# Start of EXERCISE MATERIAL

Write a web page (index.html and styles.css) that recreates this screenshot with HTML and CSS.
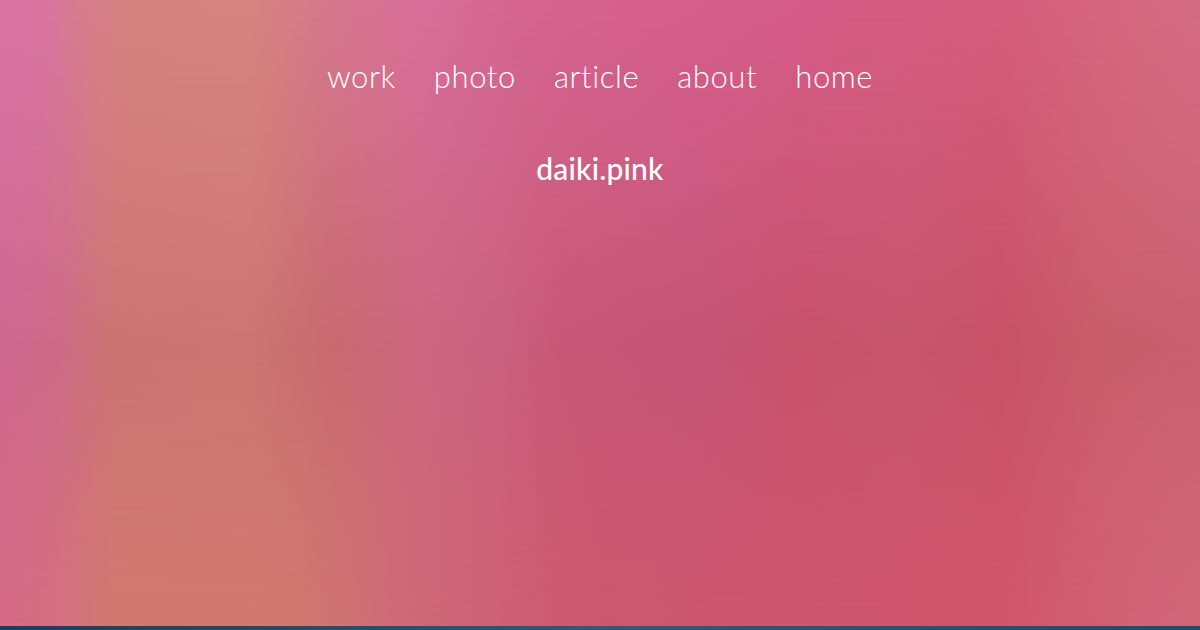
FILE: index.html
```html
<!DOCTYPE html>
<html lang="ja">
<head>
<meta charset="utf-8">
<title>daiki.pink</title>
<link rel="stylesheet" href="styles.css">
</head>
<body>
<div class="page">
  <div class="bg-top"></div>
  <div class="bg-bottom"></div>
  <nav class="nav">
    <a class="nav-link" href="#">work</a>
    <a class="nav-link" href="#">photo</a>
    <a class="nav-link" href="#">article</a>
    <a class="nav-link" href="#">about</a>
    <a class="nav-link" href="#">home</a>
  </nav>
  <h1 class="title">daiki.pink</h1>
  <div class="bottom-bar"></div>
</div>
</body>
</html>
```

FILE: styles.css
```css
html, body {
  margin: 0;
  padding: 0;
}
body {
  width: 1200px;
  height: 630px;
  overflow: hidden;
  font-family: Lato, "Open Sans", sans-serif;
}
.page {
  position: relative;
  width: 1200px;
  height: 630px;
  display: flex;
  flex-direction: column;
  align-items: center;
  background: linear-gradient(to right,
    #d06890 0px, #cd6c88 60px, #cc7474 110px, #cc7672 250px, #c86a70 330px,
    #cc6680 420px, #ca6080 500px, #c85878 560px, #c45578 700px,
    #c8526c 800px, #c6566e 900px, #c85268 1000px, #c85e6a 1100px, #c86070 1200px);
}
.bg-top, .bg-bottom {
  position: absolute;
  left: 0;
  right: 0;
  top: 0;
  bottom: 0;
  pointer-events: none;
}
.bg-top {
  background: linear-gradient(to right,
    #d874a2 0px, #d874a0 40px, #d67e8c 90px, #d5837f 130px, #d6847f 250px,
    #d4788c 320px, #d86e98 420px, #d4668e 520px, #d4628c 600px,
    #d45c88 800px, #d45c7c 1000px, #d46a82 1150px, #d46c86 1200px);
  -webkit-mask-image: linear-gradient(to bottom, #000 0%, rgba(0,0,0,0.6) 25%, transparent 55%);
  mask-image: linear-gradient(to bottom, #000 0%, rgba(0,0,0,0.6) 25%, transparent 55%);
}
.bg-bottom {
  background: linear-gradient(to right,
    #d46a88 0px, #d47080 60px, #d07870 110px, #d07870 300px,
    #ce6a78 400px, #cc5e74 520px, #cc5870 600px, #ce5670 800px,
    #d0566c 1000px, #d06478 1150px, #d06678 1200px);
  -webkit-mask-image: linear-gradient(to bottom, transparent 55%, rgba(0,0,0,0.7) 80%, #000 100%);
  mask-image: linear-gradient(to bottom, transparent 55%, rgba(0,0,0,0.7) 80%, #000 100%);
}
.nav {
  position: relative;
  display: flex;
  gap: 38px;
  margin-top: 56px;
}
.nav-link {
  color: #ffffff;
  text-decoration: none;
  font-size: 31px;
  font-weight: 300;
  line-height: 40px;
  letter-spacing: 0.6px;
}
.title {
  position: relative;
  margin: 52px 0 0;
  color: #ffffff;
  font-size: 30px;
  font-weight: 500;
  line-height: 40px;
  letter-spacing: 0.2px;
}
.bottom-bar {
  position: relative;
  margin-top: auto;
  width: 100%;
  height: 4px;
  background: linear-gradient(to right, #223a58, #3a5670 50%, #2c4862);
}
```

# End of EXERCISE MATERIAL
# Start of EXERCISE MATERIAL

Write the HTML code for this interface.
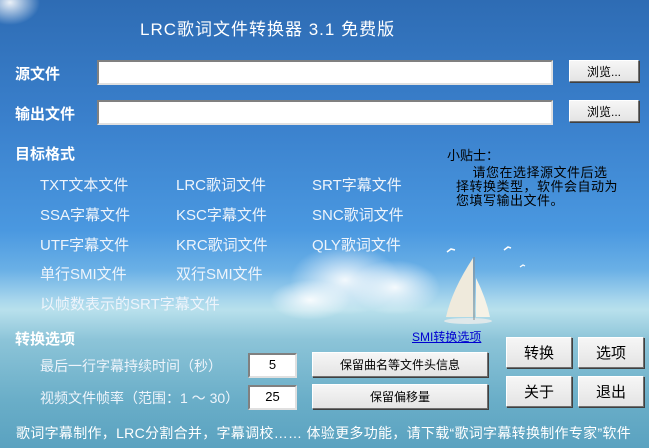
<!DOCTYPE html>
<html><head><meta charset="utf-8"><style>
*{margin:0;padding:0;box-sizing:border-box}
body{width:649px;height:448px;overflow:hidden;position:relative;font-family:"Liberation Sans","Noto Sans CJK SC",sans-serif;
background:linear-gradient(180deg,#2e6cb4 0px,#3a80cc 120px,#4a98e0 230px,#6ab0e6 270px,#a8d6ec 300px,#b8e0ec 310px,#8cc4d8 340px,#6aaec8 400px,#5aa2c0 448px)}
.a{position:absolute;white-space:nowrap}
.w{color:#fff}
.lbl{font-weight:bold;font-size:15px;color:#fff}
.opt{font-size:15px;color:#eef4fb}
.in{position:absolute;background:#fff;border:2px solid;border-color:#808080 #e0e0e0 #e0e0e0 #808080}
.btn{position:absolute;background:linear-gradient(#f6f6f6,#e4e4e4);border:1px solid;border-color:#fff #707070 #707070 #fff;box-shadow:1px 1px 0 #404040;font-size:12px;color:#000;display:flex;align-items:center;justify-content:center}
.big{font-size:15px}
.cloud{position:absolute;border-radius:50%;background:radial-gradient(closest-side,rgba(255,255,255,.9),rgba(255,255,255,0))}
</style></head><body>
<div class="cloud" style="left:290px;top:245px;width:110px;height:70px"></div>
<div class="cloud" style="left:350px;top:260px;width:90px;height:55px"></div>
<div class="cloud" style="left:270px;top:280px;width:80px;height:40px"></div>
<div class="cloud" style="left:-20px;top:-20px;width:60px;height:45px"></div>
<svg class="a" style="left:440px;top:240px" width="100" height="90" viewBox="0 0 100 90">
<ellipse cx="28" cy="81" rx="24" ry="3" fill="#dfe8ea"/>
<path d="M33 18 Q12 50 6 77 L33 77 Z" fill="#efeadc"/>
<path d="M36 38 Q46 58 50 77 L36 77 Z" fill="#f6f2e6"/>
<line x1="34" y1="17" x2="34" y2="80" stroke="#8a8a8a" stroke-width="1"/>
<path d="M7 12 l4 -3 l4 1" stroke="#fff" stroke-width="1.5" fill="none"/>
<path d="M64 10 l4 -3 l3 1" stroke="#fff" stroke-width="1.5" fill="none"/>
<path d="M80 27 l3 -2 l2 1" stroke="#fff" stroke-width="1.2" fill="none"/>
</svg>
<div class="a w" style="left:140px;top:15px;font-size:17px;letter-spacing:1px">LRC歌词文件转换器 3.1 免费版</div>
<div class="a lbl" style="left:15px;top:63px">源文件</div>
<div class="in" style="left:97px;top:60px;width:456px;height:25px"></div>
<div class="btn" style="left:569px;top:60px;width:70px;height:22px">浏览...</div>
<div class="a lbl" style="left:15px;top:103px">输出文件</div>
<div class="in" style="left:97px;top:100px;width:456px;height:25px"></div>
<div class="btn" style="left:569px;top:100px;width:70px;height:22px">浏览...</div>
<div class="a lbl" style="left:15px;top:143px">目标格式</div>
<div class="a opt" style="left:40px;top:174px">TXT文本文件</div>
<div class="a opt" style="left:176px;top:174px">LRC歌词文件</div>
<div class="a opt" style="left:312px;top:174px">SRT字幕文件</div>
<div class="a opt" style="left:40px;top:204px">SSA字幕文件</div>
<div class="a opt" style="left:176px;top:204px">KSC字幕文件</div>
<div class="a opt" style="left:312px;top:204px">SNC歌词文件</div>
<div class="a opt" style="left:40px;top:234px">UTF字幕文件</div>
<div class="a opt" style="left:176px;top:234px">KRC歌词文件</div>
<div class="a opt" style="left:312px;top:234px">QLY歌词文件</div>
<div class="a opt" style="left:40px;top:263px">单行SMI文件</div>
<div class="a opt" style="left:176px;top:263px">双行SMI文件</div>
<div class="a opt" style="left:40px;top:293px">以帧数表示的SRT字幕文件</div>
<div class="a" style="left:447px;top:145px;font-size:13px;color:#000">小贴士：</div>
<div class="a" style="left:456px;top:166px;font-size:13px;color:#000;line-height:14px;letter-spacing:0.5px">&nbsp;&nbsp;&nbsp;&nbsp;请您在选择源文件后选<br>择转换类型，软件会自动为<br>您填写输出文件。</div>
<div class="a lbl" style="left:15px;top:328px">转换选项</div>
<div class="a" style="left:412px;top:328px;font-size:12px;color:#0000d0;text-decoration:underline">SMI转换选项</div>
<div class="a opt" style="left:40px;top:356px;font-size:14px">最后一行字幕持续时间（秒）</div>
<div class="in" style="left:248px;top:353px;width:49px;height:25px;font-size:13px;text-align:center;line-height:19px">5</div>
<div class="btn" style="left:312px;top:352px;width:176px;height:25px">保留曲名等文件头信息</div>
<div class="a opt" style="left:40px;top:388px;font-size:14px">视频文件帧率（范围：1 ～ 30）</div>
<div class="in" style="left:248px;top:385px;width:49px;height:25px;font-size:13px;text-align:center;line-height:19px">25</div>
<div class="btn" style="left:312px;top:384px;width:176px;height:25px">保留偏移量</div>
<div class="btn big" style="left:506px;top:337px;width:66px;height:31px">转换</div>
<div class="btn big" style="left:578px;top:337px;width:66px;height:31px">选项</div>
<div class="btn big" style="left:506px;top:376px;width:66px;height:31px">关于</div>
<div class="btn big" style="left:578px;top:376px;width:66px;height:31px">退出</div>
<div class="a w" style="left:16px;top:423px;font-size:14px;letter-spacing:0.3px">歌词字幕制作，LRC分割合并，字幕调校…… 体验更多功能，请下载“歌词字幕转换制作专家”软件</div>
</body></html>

# End of EXERCISE MATERIAL
# Start of EXERCISE MATERIAL

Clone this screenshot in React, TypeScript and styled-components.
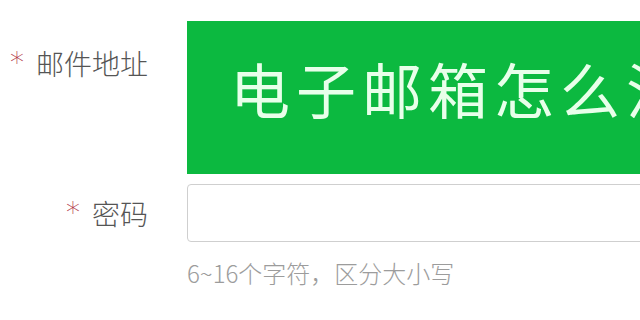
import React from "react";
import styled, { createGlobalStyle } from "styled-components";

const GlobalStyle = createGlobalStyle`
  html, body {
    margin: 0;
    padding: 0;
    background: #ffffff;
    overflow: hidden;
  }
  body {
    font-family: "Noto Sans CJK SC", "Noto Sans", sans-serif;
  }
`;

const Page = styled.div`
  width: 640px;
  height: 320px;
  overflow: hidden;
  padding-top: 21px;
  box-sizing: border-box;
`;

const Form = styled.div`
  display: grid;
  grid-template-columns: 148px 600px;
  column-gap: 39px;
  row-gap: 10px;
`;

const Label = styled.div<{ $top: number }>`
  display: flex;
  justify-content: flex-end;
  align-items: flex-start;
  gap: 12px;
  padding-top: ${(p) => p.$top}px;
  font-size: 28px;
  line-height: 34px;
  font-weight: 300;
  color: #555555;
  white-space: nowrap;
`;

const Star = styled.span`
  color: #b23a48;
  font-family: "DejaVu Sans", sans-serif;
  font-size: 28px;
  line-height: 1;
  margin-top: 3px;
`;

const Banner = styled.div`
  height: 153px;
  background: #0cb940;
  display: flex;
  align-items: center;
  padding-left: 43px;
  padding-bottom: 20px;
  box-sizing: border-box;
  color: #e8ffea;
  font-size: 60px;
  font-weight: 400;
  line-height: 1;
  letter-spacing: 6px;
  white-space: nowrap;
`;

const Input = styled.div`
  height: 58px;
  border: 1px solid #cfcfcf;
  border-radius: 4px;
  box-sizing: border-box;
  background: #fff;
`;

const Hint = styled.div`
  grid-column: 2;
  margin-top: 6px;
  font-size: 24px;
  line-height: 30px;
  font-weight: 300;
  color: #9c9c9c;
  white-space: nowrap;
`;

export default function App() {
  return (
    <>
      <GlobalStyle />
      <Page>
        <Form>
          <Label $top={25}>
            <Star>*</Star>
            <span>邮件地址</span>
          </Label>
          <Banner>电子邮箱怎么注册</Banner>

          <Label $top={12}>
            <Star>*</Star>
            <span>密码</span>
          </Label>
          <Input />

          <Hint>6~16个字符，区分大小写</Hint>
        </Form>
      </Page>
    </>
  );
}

# End of EXERCISE MATERIAL

WHAT TO PRODUCE:
Give every line of the material that includes the string "screenshot".

COMPLETED EXERCISE:
Write a web page (index.html and styles.css) that recreates this screenshot with HTML and CSS.
Clone this screenshot in React, TypeScript and styled-components.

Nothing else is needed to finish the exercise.